Mit Daniel Klausner, Ralph Opferkuch und Lukas Paul Mundas hat Regisseur David Schliesing drei hervorragende Schauspieler gefunden, um die weltweite Kultkomödie für das Theater Magdeburg präsent und spannend zu gestalten – und das rund 90 Minuten. Drei komplett verschiedene Charaktere, die das Publikum jeder für sich mit in den Bann reißen. Man kann über sie schmunzeln, schüttelt aber doch auch ab und zu den Kopf, wenn man den Eindruck hat, dass sie wirklich überreagieren. Das Los für den Publikumsliebling hat möglicherweise Lukas Paul Mundas mit der Figur des Yvan gezogen. Mit seiner schreckhaften und leicht verpeilten Art zieht er die Zuschauer in seinen Bann. Doch was jeder einzelne Schauspieler mit seinem Charakter, den er verkörpert, auszeichnet: Der Beobachtende findet sich möglicherweise das ein oder andere Mal in einer Figur wieder oder erinnert sich an einen Konflikt, den sein Kumpane einst hatte. Der Charme geht bei den Diskussionen jedoch nicht verloren. Die Quintessenz sollte dem Zuschauer nach dem Stück definitiv klar sein.
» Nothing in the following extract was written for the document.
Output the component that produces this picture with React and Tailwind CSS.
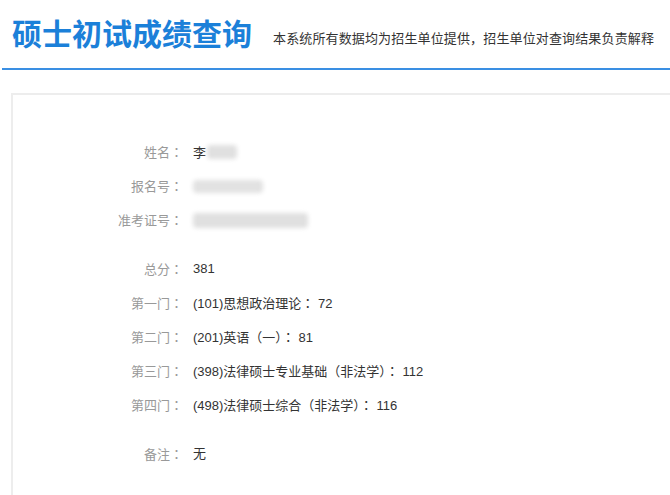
import React from "react";

const font = { fontFamily: '"Liberation Sans", "Noto Sans CJK SC", sans-serif' };
const tc = { fontFamily: '"Noto Sans CJK TC", sans-serif' };

function C() {
  return <span style={tc}>：</span>;
}

function Row({ label, children }) {
  return (
    <div className="flex h-[34px] items-center">
      <div className="w-[170px] shrink-0 text-right text-[13px] text-[#999999]">
        {label}
        <C />
      </div>
      <div className="ml-[10px] whitespace-pre text-[13px] leading-[16px] text-[#333333]">{children}</div>
    </div>
  );
}

export default function App() {
  return (
    <div className="h-[495px] w-[670px] overflow-hidden bg-white" style={font}>
      <div className="flex h-[68px] items-center pl-[12px] pt-[1px]">
        <div className="text-[30px] font-bold text-[#1b80d9]">硕士初试成绩查询</div>
        <div className="ml-[21px] mt-[8px] text-[13px] tracking-[0.14px] text-[#333333]">
          本系统所有数据均为招生单位提供，招生单位对查询结果负责解释
        </div>
      </div>
      <div className="ml-[2px] h-[2px] bg-[#3a8fe3]" />
      <div className="ml-[11px] mt-[23px] h-[500px] w-[700px] border-2 border-[#ededed] pt-[40px]">
        <Row label="姓名">
          <span className="align-middle">李</span>
          <span className="ml-[1px] inline-block h-[14px] w-[30px] rounded bg-[#e0e0e0] align-middle blur-[2px]" />
        </Row>
        <Row label="报名号">
          <span className="inline-block h-[13px] w-[70px] rounded bg-[#e2e2e2] align-middle blur-[2px]" />
        </Row>
        <Row label="准考证号">
          <span className="inline-block h-[15px] w-[115px] rounded bg-[#e0e0e0] align-middle blur-[2px]" />
        </Row>
        <div className="h-[15px]" />
        <Row label="总分">381</Row>
        <Row label="第一门">
          {"(101)思想政治理论"}<C />{" 72"}
        </Row>
        <Row label="第二门">
          {"(201)英语（一）"}<C />{" 81"}
        </Row>
        <Row label="第三门">
          {"(398)法律硕士专业基础（非法学）"}<C />{" 112"}
        </Row>
        <Row label="第四门">
          {"(498)法律硕士综合（非法学）"}<C />{" 116"}
        </Row>
        <div className="h-[15px]" />
        <Row label="备注">无</Row>
      </div>
    </div>
  );
}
Wer also damit rechnet, dass es in „Kunst“ wirklich um Kunst dreht, liegt da komplett falsch. „Kunst“ befasst sich viel mehr mit Freundschaften, die irgendwann zerbrechen zu drohen, wenn man nicht immer ehrlich und aufrichtig zueinander ist. Die Komödie zeigt, wie viel wahre Freundschaften wirklich aushalten. Ein Stück, welches wie für die Magdeburger Bühne gemacht ist. Kurz gesagt: „Kunst“ ist Kunst und kann nicht weg, sondern sollte von Jung und Alt gesehen werden, um die Leute schätzen zu lernen, die man um sich hat oder in der Zukunft um sich haben möchte.